In fairness, this may be because transhumanism is very diverse. It's a phenomenon that may well look different in Italy (say) from how it looks in (say) California or Nairobi. Not only that, there may be considerable debate about the essence of transhumanism, or what is important to it, among different thinkers in Italy (or in California, or Nairobi, or wherever). Transhumanism is a cultural, social, and political movement with much internal variety and debate.

But is too much to ask of the people involved in the Templeton/Metanexus/ASU/Global Spiral project that they at least realise that much? With the amount of cash flying around, someone should have been able to hire a competent research assistant to figure it out.

All too often, I had the impression of unsympathetic people attacking a parody of transhumanism, something synthesised from a few books or articles by Ray Kurzweil (who does not even call himself a transhumanist) and a few others, while missing out on what the transhumanist movement is really all about. Sure, there may be some actual transhumanists whose views correspond fairly closely to the vulgar, simplistic synthesis which the Global Spiral authors decided to attack. But transhumanism is a far more variegated and subtle phenomenon.

The transhumanists strike back: avoiding a spiral of nonsense

To the credit of The Global Spiral's editorship, however, it has permitted a sort of right of reply. We need to thank Natasha Vita-More for making contact, and getting the editors to agree to a further special issue - but this time with essays from leading transhumanist thinkers, or thinkers associated with the transhumanist movement, all asked to respond to specific pieces in the original issue. Natasha asked me to consider the piece by Lutheran theologian Ted Peters, in particular.

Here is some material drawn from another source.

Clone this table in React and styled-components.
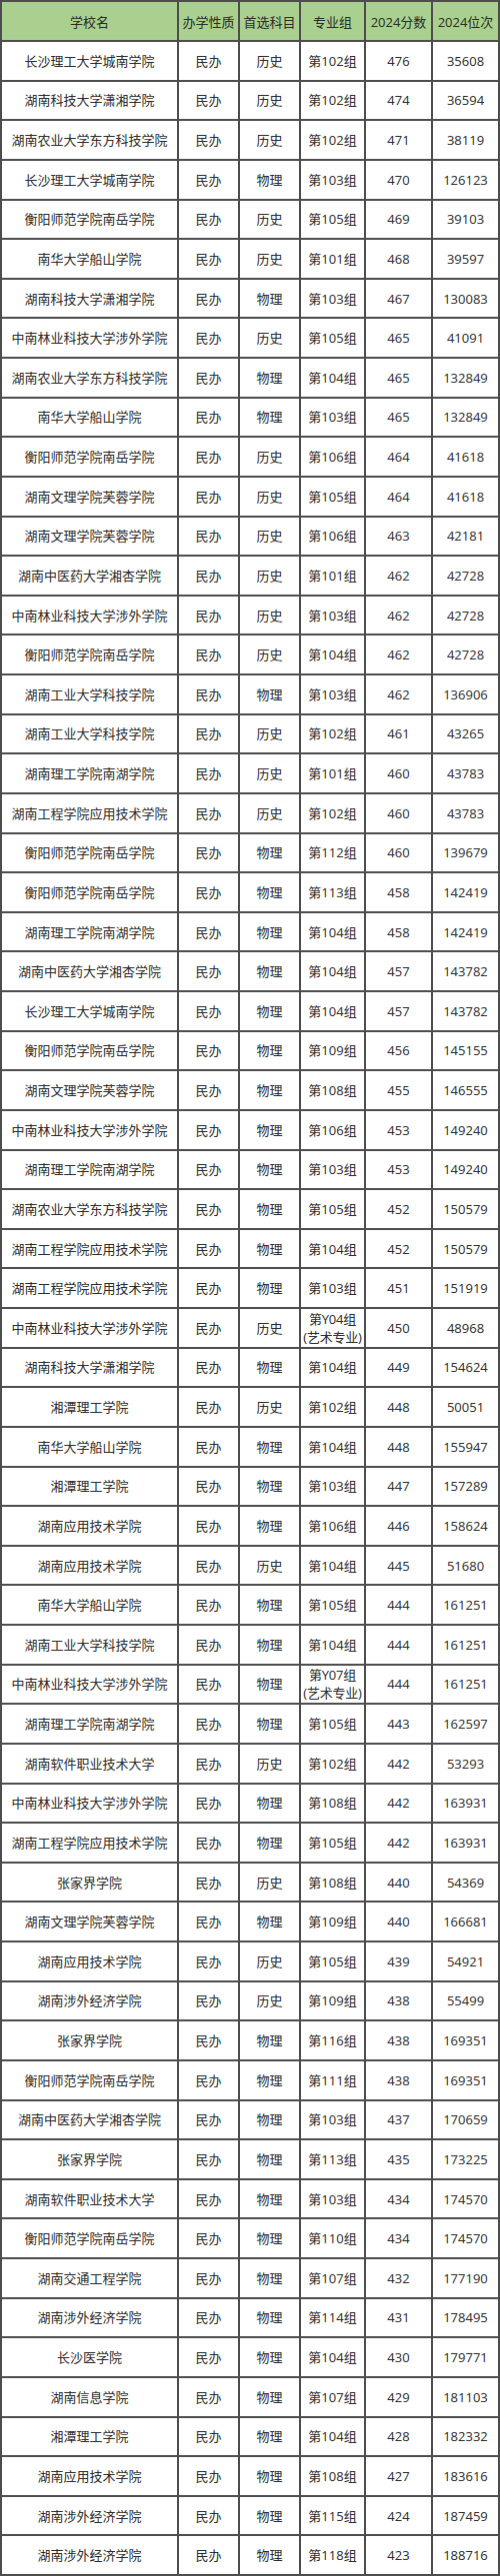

Ten thinkers will appear in the forthcoming issue: apart from Natasha Vita-More and Russell Blackford, whom I've already mentioned, there will be Max More, Aubrey de Grey, Amara Graps, Mark Walker, Martine Rothblatt, Mike LaTorra, Nick Bostrom, and Sky Marsen. This is enough intellectual firepower to show that "our" side is quite capable of critiqueing the critiques. (I must put scare quotes around "our side", as I did, because much of the point is that there is no "our side" in any simple sense; the transhumanist movement is simply too diverse for that, with many complex positions on offer, and with thinkers who continue to reflect ... and to refine their views.)

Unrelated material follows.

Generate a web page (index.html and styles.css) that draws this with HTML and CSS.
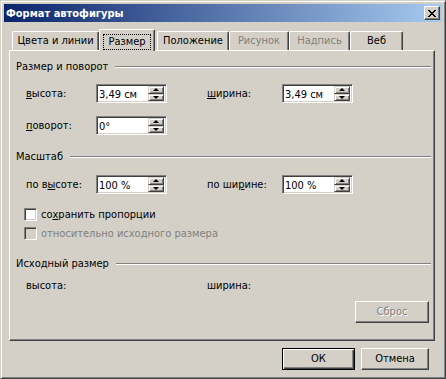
FILE: index.html
```html
<!DOCTYPE html>
<html lang="ru">
<head>
  <meta charset="UTF-8">
  <title>Формат автофигуры</title>
  <link rel="stylesheet" href="styles.css">
</head>
<body>
  <div class="window">
    <div class="titlebar">
      <span class="title">Формат автофигуры</span>
      <span class="close-btn">
        <svg width="8" height="7" viewBox="0 0 8 7" shape-rendering="crispEdges">
          <path d="M0 0h2v1H0zM6 0h2v1H6zM1 1h2v1H1zM5 1h2v1H5zM2 2h4v1H2zM3 3h2v1H3zM2 4h4v1H2zM1 5h2v1H1zM5 5h2v1H5zM0 6h2v1H0zM6 6h2v1H6z" fill="#000"/>
        </svg>
      </span>
    </div>

    <div class="client">
      <div class="tabs">
        <div class="tab tab-colors">Цвета и линии</div>
        <div class="tab tab-size active"><span class="focus">Размер</span></div>
        <div class="tab tab-pos">Положение</div>
        <div class="tab tab-pic disabled">Рисунок</div>
        <div class="tab tab-text disabled">Надпись</div>
        <div class="tab tab-web">Веб</div>
      </div>

      <div class="panel">
        <div class="group-title"><span>Размер и поворот</span><i class="rule"></i></div>
        <div class="row row-first">
          <span class="label"><u>в</u>ысота:</span>
          <div class="spin"><span class="value">3,49 см</span><span class="arrows"><b class="up"></b><b class="down"></b></span></div>
          <span class="label label-2"><u>ш</u>ирина:</span>
          <div class="spin"><span class="value">3,49 см</span><span class="arrows"><b class="up"></b><b class="down"></b></span></div>
        </div>
        <div class="row row-second">
          <span class="label"><u>п</u>оворот:</span>
          <div class="spin"><span class="value">0°</span><span class="arrows"><b class="up"></b><b class="down"></b></span></div>
        </div>

        <div class="group-title group-scale"><span>Масштаб</span><i class="rule"></i></div>
        <div class="row row-scale">
          <span class="label">по в<u>ы</u>соте:</span>
          <div class="spin"><span class="value">100 %</span><span class="arrows"><b class="up"></b><b class="down"></b></span></div>
          <span class="label label-2">по ши<u>р</u>ине:</span>
          <div class="spin"><span class="value">100 %</span><span class="arrows"><b class="up"></b><b class="down"></b></span></div>
        </div>
        <div class="check check-first">
          <span class="box"></span>
          <span>со<u>х</u>ранить пропорции</span>
        </div>
        <div class="check check-second disabled">
          <span class="box"></span>
          <span>относительно исходного размера</span>
        </div>

        <div class="group-title group-orig"><span>Исходный размер</span><i class="rule"></i></div>
        <div class="row row-info">
          <span class="label">высота:</span>
          <span class="spacer"></span>
          <span class="label label-2">ширина:</span>
        </div>
        <div class="reset-row">
          <div class="btn btn-reset">Сброс</div>
        </div>
      </div>

      <div class="buttons">
        <div class="btn btn-ok">ОК</div>
        <div class="btn btn-cancel">Отмена</div>
      </div>
    </div>
  </div>
</body>
</html>
```

FILE: styles.css
```css
* {
  box-sizing: border-box;
}
body {
  margin: 0;
  background: #d4d0c8;
  font-family: "DejaVu Sans Condensed", "DejaVu Sans", sans-serif;
  font-size: 11px;
  color: #000;
}
.window {
  width: 446px;
  height: 379px;
  background: #d4d0c8;
  border: 1px solid;
  border-color: #d4d0c8 #404040 #404040 #d4d0c8;
  box-shadow: inset 1px 1px #fff, inset -1px -1px #808080;
  padding: 3px;
  display: flex;
  flex-direction: column;
}
.titlebar {
  height: 18px;
  background: linear-gradient(to right, #0a246a, #a6caf0);
  display: flex;
  align-items: center;
  padding-left: 2px;
  color: #fff;
  font-weight: bold;
}
.close-btn {
  margin-left: auto;
  margin-right: 2px;
  width: 16px;
  height: 14px;
  background: #d4d0c8;
  border: 1px solid;
  border-color: #fff #404040 #404040 #fff;
  box-shadow: inset -1px -1px #808080;
  display: flex;
  align-items: center;
  justify-content: center;
  padding-right: 1px;
}
.close-btn svg {
  display: block;
}
.client {
  padding: 7px 7px 0 5px;
}

/* tabs */
.tabs {
  display: flex;
  align-items: flex-end;
  height: 21px;
}
.tab {
  height: 19px;
  background: #d4d0c8;
  border-top: 1px solid #fff;
  border-left: 1px solid #fff;
  border-right: 1px solid #404040;
  box-shadow: inset -1px 0 #808080;
  border-radius: 2px 2px 0 0;
  text-align: center;
  line-height: 17px;
}
.tab.disabled {
  color: #808080;
}
.tab-colors { margin-left: 3px; width: 87px; }
.tab-size { width: 56px; }
.tab-pos { margin-left: 2px; width: 72px; }
.tab-pic { width: 60px; }
.tab-text { width: 61px; }
.tab-web { width: 53px; }
.tab.active {
  height: 22px;
  margin-bottom: -1px;
  position: relative;
  z-index: 1;
  padding-top: 3px;
}
.focus {
  display: inline-block;
  border: 1px dotted #000;
  width: 48px;
  height: 16px;
  line-height: 14px;
}

/* panel */
.panel {
  height: 291px;
  border: 1px solid;
  border-color: #fff #404040 #404040 #fff;
  box-shadow: inset -1px -1px #808080;
  padding: 9px 3px 0 6px;
}
.group-title {
  display: flex;
  align-items: center;
  height: 14px;
  line-height: 14px;
}
.group-title .rule {
  flex: 1;
  margin-left: 7px;
  border-top: 1px solid #808080;
  border-bottom: 1px solid #fff;
}
.group-scale { margin-top: 15px; }
.group-orig { margin-top: 17px; }

.row {
  display: flex;
  align-items: center;
  height: 19px;
  padding-left: 10px;
}
.row-first { margin-top: 10px; }
.row-second { margin-top: 13px; }
.row-scale { margin-top: 11px; }
.row-info { margin-top: 7px; height: 14px; }
.label {
  width: 70px;
}
.label-2 {
  margin-left: 40px;
  width: 75px;
}
.spacer {
  width: 71px;
}
.spin {
  width: 71px;
  height: 19px;
  background: #fff;
  border: 1px solid;
  border-color: #808080 #fff #fff #808080;
  box-shadow: inset 1px 1px #404040, inset -1px -1px #d4d0c8;
  padding: 1px 2px 1px 2px;
  display: flex;
  align-items: center;
}
.spin .value {
  flex: 1;
  padding-top: 1px;
}
.arrows {
  width: 16px;
  height: 15px;
  display: flex;
  flex-direction: column;
}
.arrows b {
  flex: 1;
  background: #d4d0c8;
  border: 1px solid;
  border-color: #d4d0c8 #404040 #404040 #d4d0c8;
  box-shadow: inset 1px 1px #fff, inset -1px -1px #808080;
  display: flex;
  align-items: center;
  justify-content: center;
}
.arrows b::after {
  content: "";
  border-left: 3px solid transparent;
  border-right: 3px solid transparent;
}
.arrows .up::after {
  border-bottom: 3px solid #000;
}
.arrows .down::after {
  border-top: 3px solid #000;
}

/* checkboxes */
.check {
  display: flex;
  align-items: center;
  height: 13px;
  padding-left: 8px;
}
.check-first { margin-top: 14px; }
.check-second { margin-top: 6px; }
.check .box {
  width: 13px;
  height: 13px;
  background: #fff;
  border: 1px solid;
  border-color: #808080 #fff #fff #808080;
  box-shadow: inset 1px 1px #404040, inset -1px -1px #d4d0c8;
  margin-right: 4px;
}
.check.disabled {
  color: #808080;
}
.check.disabled .box {
  background: #d4d0c8;
}

/* buttons */
.reset-row {
  display: flex;
  justify-content: flex-end;
  margin-top: 9px;
  padding-right: 2px;
}
.btn {
  height: 22px;
  background: #d4d0c8;
  border: 1px solid;
  border-color: #fff #404040 #404040 #fff;
  box-shadow: inset -1px -1px #808080;
  text-align: center;
  line-height: 20px;
}
.btn-reset {
  width: 74px;
  color: #808080;
  text-shadow: 1px 1px #fff;
}
.buttons {
  display: flex;
  margin-top: 7px;
  padding-left: 273px;
}
.btn-ok {
  width: 73px;
  border-color: #000;
  box-shadow: inset 1px 1px #fff, inset -1px -1px #404040, inset -2px -2px #808080;
}
.btn-cancel {
  width: 68px;
  margin-left: 6px;
}
```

I'm pleased to have been asked to contribute this project. I'm sure it will be successful, and I expect a body of writing that is far more fresh and subtle than the rather tired criticisms of a vulgar parody of transhumanism.

Russell Blackford is an Australian philosopher. He has published extensively (novels, short stories, academic monographs and articles, and book reviews) and is editor-in-chief of The Journal of Evolution and Technology. His home blog is Metamagician and the Hellfire Club.

(With apologies to George for stealing his Ghost in the Shell image. I couldn't resist it for the purpose of this post.)

1 comment:

Blake Stacey said...

In any sufficiently large and diverse group, there seem to arise walking strawmen, individuals who in all candour and honesty embody the traits of a caricature. Witness the fundamentalist Bible-thumping Christians, not to mention the knee-jerk atheists of Internet discussion fora. (The tendency of Internet discussions to make visible only part of an individual's personality no doubt exacerbates this problem.) Look hard enough, and you'll probably find a few naive Singulatarians who have read Kurzweil and little else; the message they receive meshes so perfectly with their desires that their baloney-detection faculties are never engaged.

(I was once a teenager like that.)

All that said, critiquing the most caricature-friendly fringe of a movement does not substitute for critiquing the rest of it. The views which are fringe in a philosophical sense may be socially or politically significant, a case which is arguably true for fundamentalist Christianity (as opposed to the theologically refined flavours, which sometimes seem to be held by twelve old men, all of whom live in Oxford). I am doubtful that this case holds true for transhumanism.

(Incidentally, aside from a few pages skimmed at a friend's house, I've only ever read the Ghost in the Shell manga in French. If we get another economic stimulus package, I might buy a translation into American and compare the two. On the days when my physics career seems to be going nowhere with unusual rapidity, I've seriously contemplated contacting my literature professor friends from days past and writing a master's thesis on the GitS franchise.)